# DATASET CONTENT start
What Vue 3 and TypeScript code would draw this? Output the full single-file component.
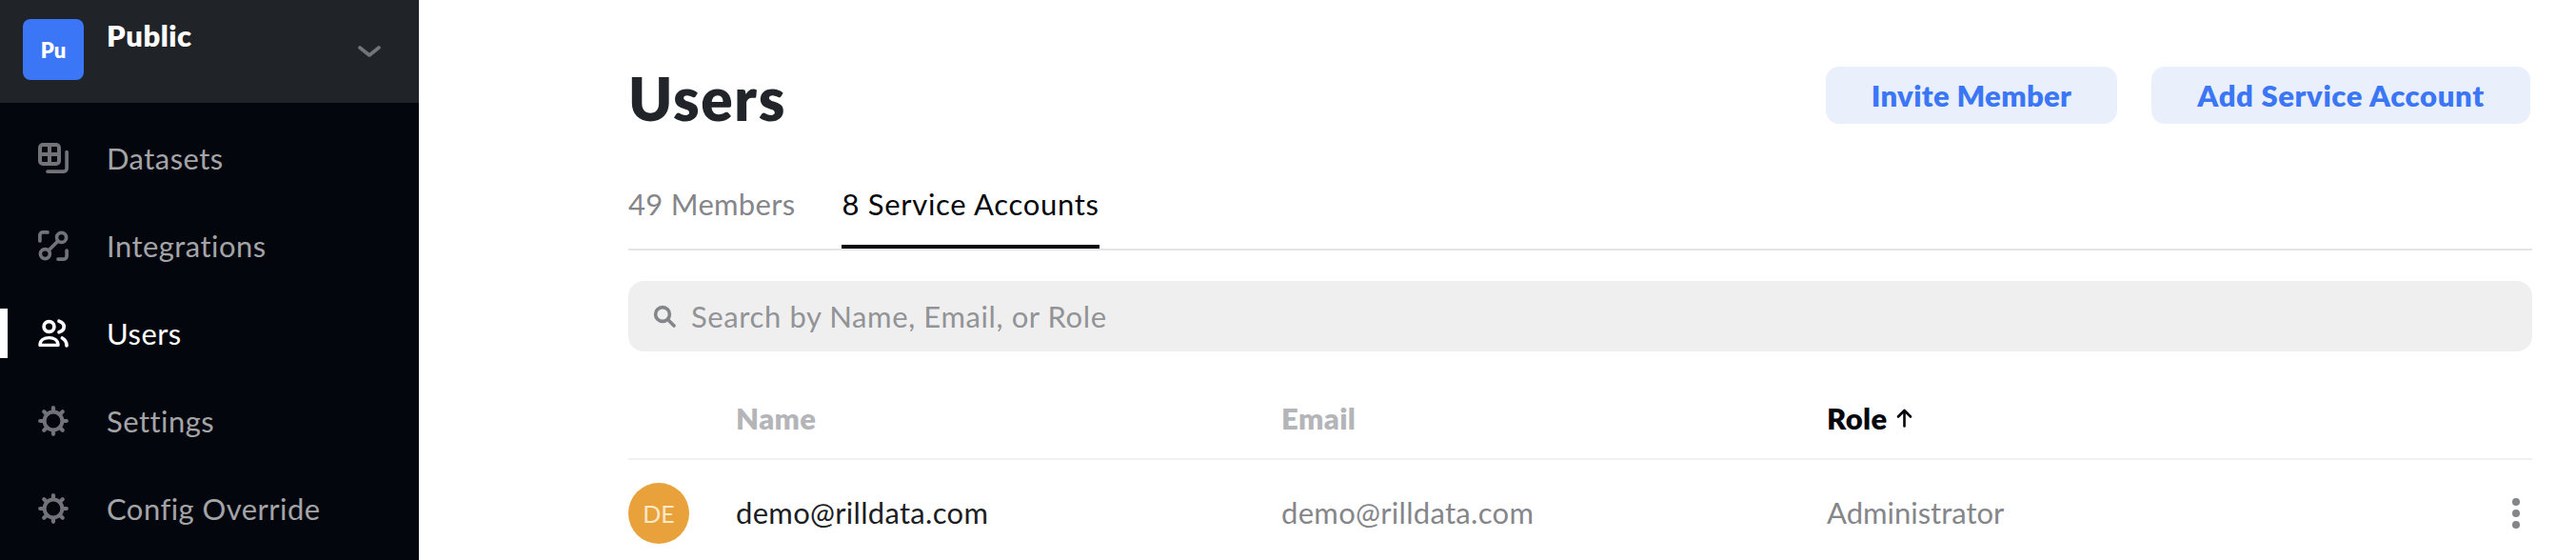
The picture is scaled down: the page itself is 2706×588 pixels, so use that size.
<script setup lang="ts">
const navItems = [
  { label: 'Datasets', icon: 'datasets' },
  { label: 'Integrations', icon: 'integrations' },
  { label: 'Users', icon: 'users', active: true },
  { label: 'Settings', icon: 'gear' },
  { label: 'Config Override', icon: 'gear' },
]
const teeth = [0, 45, 90, 135, 180, 225, 270, 315]
</script>

<template>
  <div class="page">
    <aside class="sidebar">
      <div class="org">
        <div class="logo">Pu</div>
        <div class="org-name">Public</div>
        <svg class="chevron" viewBox="0 0 24 12" width="24" height="12" fill="none">
          <path d="M2 2l10 8 10-8" stroke="#72757b" stroke-width="3.6" stroke-linecap="round" stroke-linejoin="round" />
        </svg>
      </div>
      <nav class="nav">
        <a v-for="item in navItems" :key="item.label" class="nav-item" :class="{ active: item.active }">
          <span v-if="item.active" class="marker"></span>
          <svg class="nav-icon" viewBox="0 0 32 32" width="32" height="32" fill="none" stroke="currentColor" stroke-width="3.7" stroke-linecap="round" stroke-linejoin="round">
            <template v-if="item.icon === 'datasets'">
              <rect x="2" y="2" width="20" height="20" rx="3" stroke-width="4" />
              <path d="M12 2v20M2 12h20" stroke-width="4" stroke-linecap="butt" />
              <path d="M30.1 9.5v17.6a3 3 0 0 1-3 3H10" />
            </template>
            <template v-else-if="item.icon === 'integrations'">
              <circle cx="24.6" cy="7.4" r="5" />
              <circle cx="7.4" cy="24.6" r="5" />
              <path d="M11 21L21 11" />
              <path d="M1.9 11V4.9a3 3 0 0 1 3-3H10" />
              <path d="M30.1 21v6.1a3 3 0 0 1-3 3H21" />
            </template>
            <template v-else-if="item.icon === 'users'">
              <circle cx="11.5" cy="9" r="5.4" />
              <path d="M2 28.4c0-5 4.2-7.8 9.5-7.8s9.5 2.8 9.5 7.8z" stroke-width="3.4" />
              <path d="M22 3.2c3.2 1 5.2 3.2 5.2 5.8s-2 4.8-5.2 5.8" />
              <path d="M25.4 21c2.8 1.6 4.6 4.2 4.6 7.8" />
            </template>
            <template v-else>
              <circle cx="16" cy="16" r="9.4" stroke-width="4" />
              <path v-for="t in teeth" :key="t" d="M16 2.2v4" stroke-width="4.2" :transform="`rotate(${t} 16 16)`" />
            </template>
          </svg>
          <span class="nav-label">{{ item.label }}</span>
        </a>
      </nav>
    </aside>

    <main class="main">
      <header class="head">
        <h1 class="title">Users</h1>
        <div class="actions">
          <button class="btn invite">Invite Member</button>
          <button class="btn add">Add Service Account</button>
        </div>
      </header>

      <div class="tabs">
        <div class="tab">49 Members</div>
        <div class="tab current">8 Service Accounts</div>
      </div>

      <div class="search">
        <svg class="search-icon" viewBox="0 0 24 24" width="24" height="24" fill="none" stroke="#84868a" stroke-width="3.6" stroke-linecap="round">
          <circle cx="10" cy="10" r="7.4" />
          <path d="M16 16l6 6" />
        </svg>
        <span class="search-text">Search by Name, Email, or Role</span>
      </div>

      <div class="row head-row">
        <span></span>
        <span class="th">Name</span>
        <span class="th">Email</span>
        <span class="th sorted">Role
          <svg class="arrow" viewBox="0 0 17 20" width="17" height="20" fill="none" stroke="#05070c" stroke-width="2.6" stroke-linecap="round" stroke-linejoin="round">
            <path d="M8.5 18.5V2M2 8.5L8.5 2 15 8.5" />
          </svg>
        </span>
        <span></span>
      </div>

      <div class="row body-row">
        <span class="avatar">DE</span>
        <span class="td name">demo@rilldata.com</span>
        <span class="td mail">demo@rilldata.com</span>
        <span class="td">Administrator</span>
        <span class="kebab"><i></i><i></i><i></i></span>
      </div>
    </main>
  </div>
</template>

<style>
html, body { margin: 0; background: #fff; }
</style>

<style scoped>
.page {
  width: 2706px;
  height: 588px;
  overflow: hidden;
  display: flex;
  background: #fff;
  font-family: Lato, "Open Sans", sans-serif;
}
.sidebar {
  width: 440px;
  flex: none;
  background: #03060d;
}
.org {
  height: 108px;
  background: #202328;
  display: flex;
  align-items: flex-start;
  padding: 20px 40px 0 24px;
  box-sizing: border-box;
}
.logo {
  width: 64px;
  height: 64px;
  border-radius: 8px;
  background: #3b76f6;
  color: #fff;
  font-weight: 800;
  font-size: 22px;
  display: flex;
  align-items: center;
  justify-content: center;
}
.org-name {
  margin-left: 24px;
  color: #fff;
  font-weight: 800;
  font-size: 31px;
  letter-spacing: 0.5px;
  line-height: 36px;
  margin-top: -1px;
  flex: 1;
}
.chevron { margin-top: 28px; }
.nav { padding-top: 12px; }
.nav-item {
  position: relative;
  height: 92px;
  display: flex;
  align-items: center;
  padding-left: 40px;
  color: #717379;
}
.nav-item.active { color: #fff; }
.marker {
  position: absolute;
  left: 0;
  top: 20px;
  width: 8px;
  height: 52px;
  background: #fff;
}
.nav-icon { flex: none; }
.nav-label {
  margin-left: 40px;
  font-size: 31px;
  letter-spacing: 0.45px;
  color: #a3a4a8;
}
.nav-item.active .nav-label { color: #fff; }
.main {
  flex: 1;
  padding: 0 46px 0 220px;
  box-sizing: border-box;
  min-width: 0;
}
.head {
  height: 200px;
  display: flex;
  justify-content: space-between;
  align-items: flex-start;
  padding-top: 70px;
  box-sizing: border-box;
  margin-bottom: -1px;
}
.title {
  margin: -2px 0 0;
  font-size: 62px;
  line-height: 70px;
  letter-spacing: 1.7px;
  font-weight: 800;
  color: #212429;
}
.actions { display: flex; gap: 36px; padding-right: 2px; }
.btn {
  height: 60px;
  border: 0;
  border-radius: 14px;
  background: #e9f0fb;
  color: #3b76f6;
  font-family: inherit;
  font-weight: 800;
  font-size: 31px;
  letter-spacing: 0.6px;
  padding: 0;
}
.invite { width: 306px; letter-spacing: 0.35px; }
.add { width: 398px; letter-spacing: 0.65px; }
.tabs {
  display: flex;
  gap: 49px;
  height: 62px;
  margin-top: -1px;
  border-bottom: 2px solid #e5e5e5;
}
.tab {
  height: 62px;
  box-sizing: border-box;
  font-size: 31px;
  letter-spacing: 0.3px;
  line-height: 30px;
  color: #85868a;
}
.tab.current {
  color: #05070c;
  letter-spacing: 0.7px;
  border-bottom: 4px solid #05070c;
}
.search {
  margin-top: 32px;
  height: 74px;
  border-radius: 16px;
  background: #efefef;
  display: flex;
  align-items: center;
  padding-left: 26px;
}
.search-text {
  margin-left: 16px;
  font-size: 31px;
  letter-spacing: 0.6px;
  color: #929396;
}
.row {
  display: grid;
  grid-template-columns: 113px 573px 573px 1fr 24px;
  align-items: center;
}
.head-row {
  height: 114px;
  padding-top: 28px;
  border-bottom: 2px solid #f0f0f0;
  box-sizing: border-box;
}
.th {
  font-size: 31px;
  font-weight: 800;
  letter-spacing: 0.4px;
  color: #b4b5b9;
}
.sorted {
  color: #05070c;
  display: flex;
  align-items: center;
  gap: 9px;
}
.body-row { height: 112px; }
.avatar {
  width: 64px;
  height: 64px;
  border-radius: 50%;
  background: #e9a23b;
  color: #fde9c6;
  font-size: 25px;
  display: flex;
  align-items: center;
  justify-content: center;
}
.td {
  font-size: 31px;
  color: #85868a;
  padding-bottom: 3px;
}
.name, .mail { letter-spacing: 0.3px; }
.name { color: #1c1e24; }
.kebab {
  display: flex;
  flex-direction: column;
  align-items: center;
  gap: 4px;
  width: 8px;
  margin-left: 3px;
}
.kebab i {
  width: 8px;
  height: 8px;
  flex: none;
  border-radius: 50%;
  background: #85868a;
}
</style>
# DATASET CONTENT end
AIM OF THE EXERCISE
Identify and extract each line of the listing that contains "page".

COMPLETED TASK
The picture is scaled down: the page itself is 2706×588 pixels, so use that size.
  <div class="page">
.page {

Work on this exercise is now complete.